Bad assumption, and not because students aren’t bright. Fortunately, it was an easy fix in subsequent semesters as I brought in that deeper context of critical thinking as a process of observations, inferences and insights. We worked on helping students recognize the by-products of this process in what they were reading and then practice it in different contexts of their own to see how adaptable it is to different demands.

What I love about Belew’s question is that—as the answers demonstrate—it is relatively easy to make how different disciplines think about a particular question readily transparent.

Personally, I was not even aware of some of the methodologies that came to represent themselves in the answers, but in seeing how they would tackle the question, I instantly understood their particular concerns.

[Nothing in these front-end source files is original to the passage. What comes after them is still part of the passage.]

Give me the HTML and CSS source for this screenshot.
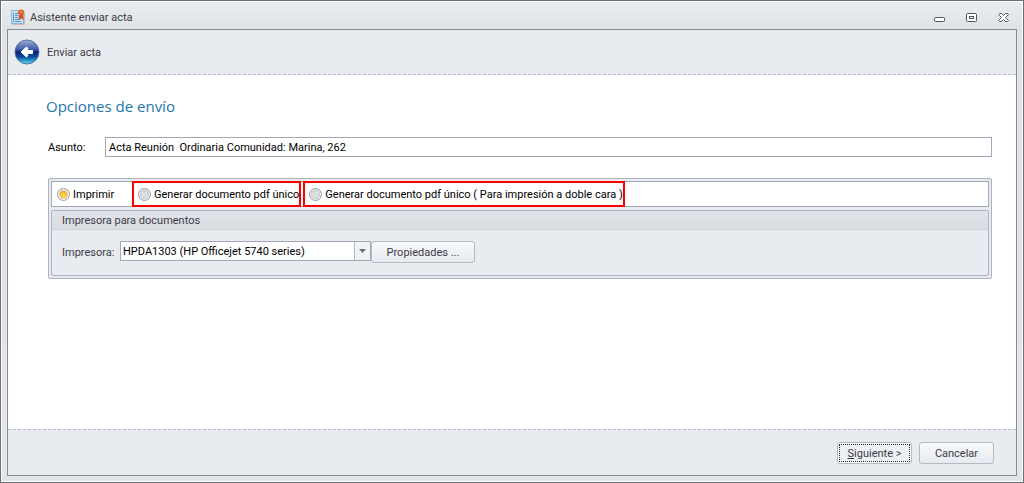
FILE: index.html
```html
<!DOCTYPE html>
<html lang="es">
<head>
    <meta charset="UTF-8">
    <meta name="viewport" content="width=device-width, initial-scale=1.0">
    <title>Asistente enviar acta</title>
    <link rel="stylesheet" href="styles.css">
</head>
<body>
    <div class="window">
        <header class="titlebar">
            <svg class="app-icon" width="14" height="16" viewBox="0 0 14 16">
                <rect x="0.5" y="1.5" width="12" height="13" fill="#c5e0f2" stroke="#8fb6d3"/>
                <path d="M1 15.500h12.500v-13" fill="none" stroke="#d8b9a4"/>
                <path d="M2.500 4v9M4 4.500h3M4 6.500h3M4 8.500h3M4 10.500h5M4 12.500h6" stroke="#5793bd"/>
                <path d="M8 6l-0.500 5 2.500-1.500 2.500 1.500-0.500-5z" fill="#d2532a"/>
                <circle cx="10" cy="3.500" r="3" fill="#e4622c"/>
                <circle cx="10" cy="3" r="1" fill="#f39a62"/>
            </svg>
            <h1>Asistente enviar acta</h1>
            <div class="window-buttons">
                <button type="button" aria-label="Minimizar">
                    <svg width="11" height="12" viewBox="0 0 11 12"><rect x="0.5" y="6.500" width="10" height="4" rx="1" fill="#fff" stroke="#50555d"/></svg>
                </button>
                <button type="button" aria-label="Maximizar">
                    <svg width="11" height="12" viewBox="0 0 11 12" fill="#fff" stroke="#50555d"><rect x="0.5" y="2.500" width="10" height="8" rx="1"/><rect x="3.500" y="5.500" width="4" height="2"/></svg>
                </button>
                <button type="button" aria-label="Cerrar">
                    <svg width="11" height="12" viewBox="0 0 11 12"><path d="M1.500 2.500h2l2 2 2-2h2l1 1-3 3 3 3-1 1h-2l-2-2-2 2h-2l-1-1 3-3-3-3z" fill="#fff" stroke="#50555d"/></svg>
                </button>
            </div>
        </header>

        <form class="wizard">
            <div class="wizard-header">
                <button type="button" class="back" aria-label="Volver">
                    <svg width="26" height="26" viewBox="0 0 26 26">
                        <defs>
                            <linearGradient id="ball" x1="0" y1="0" x2="0" y2="1">
                                <stop offset="0" stop-color="#a3b1d8"/>
                                <stop offset="0.4" stop-color="#3a58a6"/>
                                <stop offset="0.5" stop-color="#08206e"/>
                                <stop offset="0.7" stop-color="#0b4a9b"/>
                                <stop offset="1" stop-color="#4fe3f7"/>
                            </linearGradient>
                        </defs>
                        <circle cx="13" cy="13" r="12" fill="url(#ball)" stroke="#5a709b"/>
                        <path d="M7 13l5.500-5 1.500 1.500-1.500 2h6v3h-6l1.500 2-1.500 1.500z" fill="#fff" stroke="#fff" stroke-linejoin="round"/>
                    </svg>
                </button>
                <span>Enviar acta</span>
            </div>

            <main class="content">
                <h2>Opciones de envío</h2>
                <div class="subject">
                    <label for="asunto">Asunto:</label>
                    <input type="text" id="asunto" name="asunto" value="Acta Reunión  Ordinaria Comunidad: Marina, 262">
                </div>

                <div class="panel">
                    <div class="options">
                        <label class="option"><input type="radio" name="modo" checked>Imprimir</label>
                        <label class="option marked"><input type="radio" name="modo">Generar documento pdf único</label>
                        <label class="option marked"><input type="radio" name="modo">Generar documento pdf único ( Para impresión a doble cara )</label>
                    </div>
                    <section class="group">
                        <h3>Impresora para documentos</h3>
                        <div class="printer">
                            <label for="impresora">Impresora:</label>
                            <div class="combo">
                                <select id="impresora" name="impresora">
                                    <option>HPDA1303 (HP Officejet 5740 series)</option>
                                </select>
                                <svg class="arrow" width="16" height="18" viewBox="0 0 16 18"><path d="M0.500 0v18" stroke="#b5bac3"/><path d="M5 7h7l-3.500 4z" fill="#6a707b"/></svg>
                            </div>
                            <button type="button" class="btn properties">Propiedades ...</button>
                        </div>
                    </section>
                </div>
            </main>

            <footer class="actions">
                <button type="button" class="btn default"><span><u>S</u>iguiente &gt;</span></button>
                <button type="button" class="btn">Cancelar</button>
            </footer>
        </form>
    </div>
</body>
</html>
```
FILE: styles.css
```css
* {
    box-sizing: border-box;
}
body {
    margin: 0;
    font-family: Roboto, "Liberation Sans", sans-serif;
    font-size: 11px;
    line-height: 17px;
    color: #3b3b45;
}
h1, h2, h3 {
    margin: 0;
    font-size: 11px;
    font-weight: normal;
}
button, input, select {
    font: inherit;
    color: inherit;
}
svg {
    display: block;
}
.window {
    display: flex;
    flex-direction: column;
    min-height: 100vh;
    padding: 0 6px 6px;
    background: linear-gradient(#ebedf1, #dfe3e6 28px, #e3e6e9);
    border: 1px solid #696e78;
    box-shadow: inset 0 0 0 1px #fff;
}
.titlebar {
    display: flex;
    align-items: center;
    height: 28px;
    padding: 4px 8px 0 4px;
}
.titlebar h1 {
    flex: 1;
    margin-left: 5px;
}
.window-buttons {
    display: flex;
    gap: 21px;
}
.window-buttons button, .back {
    padding: 0;
    border: none;
    background: none;
}
.wizard {
    display: flex;
    flex: 1;
    flex-direction: column;
    background: #fff;
    border: 1px solid #868b94;
}
.wizard-header {
    display: flex;
    align-items: center;
    gap: 7px;
    height: 45px;
    padding: 0 6px;
    background: #e8ebf0;
    border-bottom: 1px dashed #b5bbc9;
}
.content {
    flex: 1;
    padding: 20px 24px 20px 40px;
    color: #000;
}
.content h2 {
    margin: 0 0 20px -2px;
    font-family: "Open Sans", sans-serif;
    font-size: 15px;
    line-height: 22px;
    color: #1e76ad;
}
.subject {
    display: flex;
    align-items: center;
}
.subject label {
    width: 57px;
}
.subject input {
    flex: 1;
    min-width: 0;
    height: 20px;
    padding: 0 3px;
    border: 1px solid #a3a8b4;
}
.panel {
    margin-top: 21px;
    padding: 2px;
    background: #e8ebf0;
    border: 1px solid #adb3bc;
    border-radius: 2px;
}
.options {
    display: flex;
    align-items: center;
    height: 26px;
    margin-bottom: 3px;
    background: #fff;
    border: 1px solid #a3a8b4;
}
.option {
    display: flex;
    align-items: center;
    gap: 3px;
    height: 26px;
    padding: 0 4px;
    white-space: nowrap;
}
.option:first-child {
    width: 80px;
    padding: 0 5px;
}
.option.marked {
    padding-right: 0;
    border: 2px solid #f00;
    margin-right: 2px;
}
.option input {
    appearance: none;
    width: 13px;
    height: 13px;
    margin: 0;
    border: 1px solid #9a9fa8;
    border-radius: 50%;
    background: #dedede;
    box-shadow: inset 0 0 0 1px #f4f4f4, inset 0 0 0 2px #c4c6c9;
}
.option input:checked {
    background: radial-gradient(circle at 50% 60%, #ffe850, #f0a020 5px);
    box-shadow: inset 0 0 0 1px #fff, inset 0 0 0 2px #dcc9a8;
}
.group {
    background: #e8ebf0;
    border: 1px solid #adb3bc;
    border-radius: 2px;
}
.group h3 {
    height: 19px;
    padding: 1px 10px 0;
    background: linear-gradient(#e0e4e8, #d9dde2);
    border-bottom: 1px solid #cfd3d9;
    color: #3b3b45;
}
.printer {
    display: flex;
    align-items: flex-start;
    padding: 11px 10px;
    color: #3b3b45;
}
.printer label {
    width: 58px;
    line-height: 23px;
}
.combo {
    position: relative;
    width: 251px;
    color: #000;
}
.combo select {
    display: block;
    appearance: none;
    width: 100%;
    height: 20px;
    padding: 1px 20px 0 2px;
    background: #fff;
    border: 1px solid #a3a8b4;
    border-radius: 0;
}
.arrow {
    position: absolute;
    top: 1px;
    right: 1px;
    background: #f0f2f5;
    pointer-events: none;
}
.btn {
    width: 75px;
    height: 22px;
    padding: 1px 0 0;
    background: linear-gradient(#f8fafc, #e6e9ee);
    border: 1px solid #b4b9c2;
    border-radius: 3px;
}
.btn.properties {
    width: 104px;
}
.btn.default {
    padding: 2px;
    background: #fff;
}
.btn.default span {
    display: block;
    height: 16px;
    background: #edf0f4;
    outline: 1px dotted #222;
}
.actions {
    display: flex;
    justify-content: flex-end;
    gap: 7px;
    height: 46px;
    padding: 12px 22px;
    background: #e8ebf0;
    border-top: 1px dashed #b5bbc9;
}
```
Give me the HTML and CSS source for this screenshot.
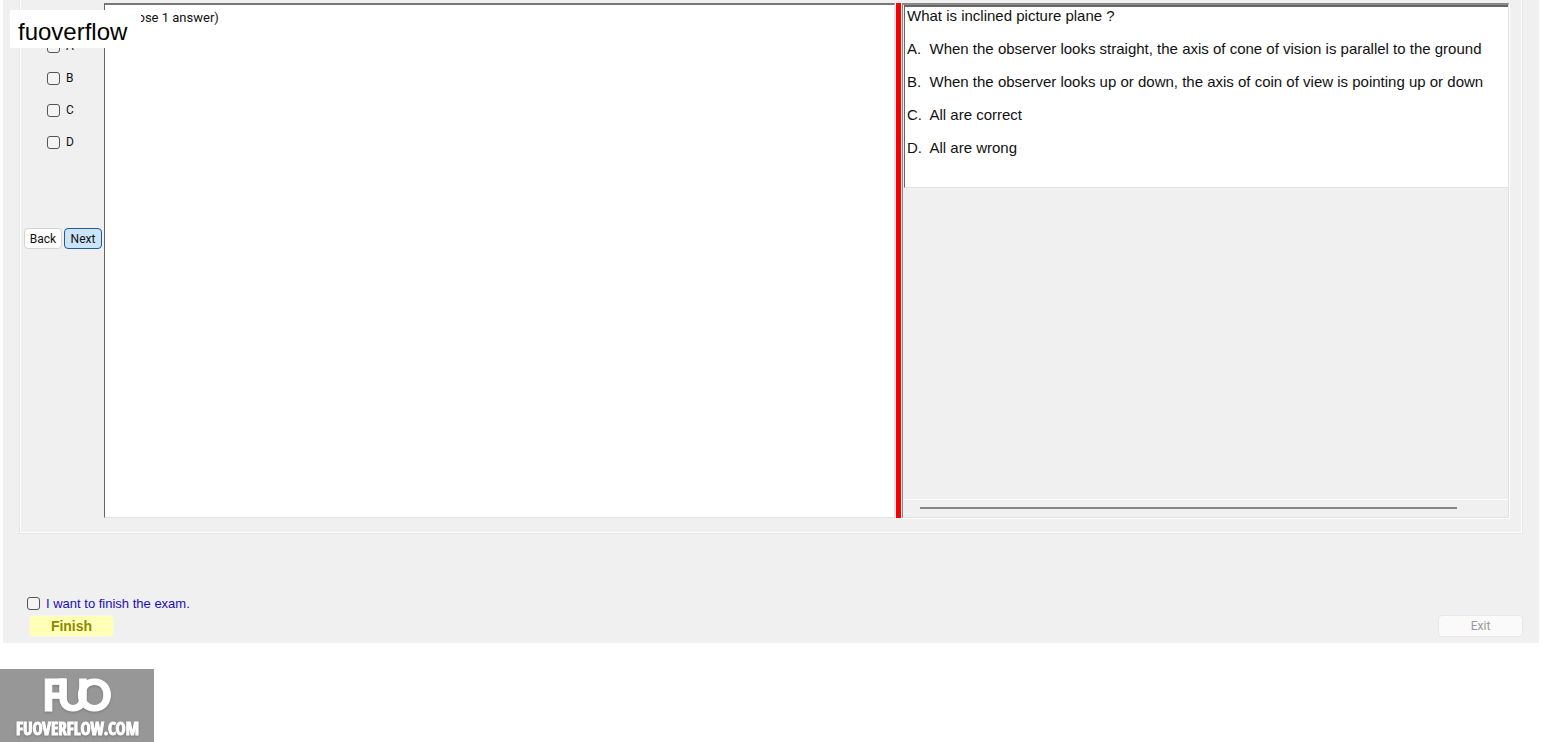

I strongly encourage anyone who’s curious to read through all the replies and then consider how you might make how you think inside your own discipline similarly transparent to students.

If we want students to think, we have to make sure they know the rules, the territory, the questions that go along with the type of thinking we’re asking for.


[1] Everything I post here requires a critical thinking process, because I never have a thesis when I sit down to write. I have a notion, a glimmer that is sufficient to get started—in this case it was a tweet from Kathleen Belew—that got me thinking about thinking, but I don’t yet know what I have to say about it. Once I make a discovery for myself, I’ll know I have a post that I can use. Doesn’t happen every time, but so far, this one feels pretty good. If you’re reading this, turns out my instinct is correct. If it’s not correct, you’ll never know because this won’t see the light of day. Also, part of the critical thinking I want students bringing to their writing is this kind of metacognitive reflection—thinking about thinking—that I’m indulging in with this footnote. Most of the time I just have these thoughts privately, but since I’m thinking critically about writing about critical thinking, I figure I’ll leave this in.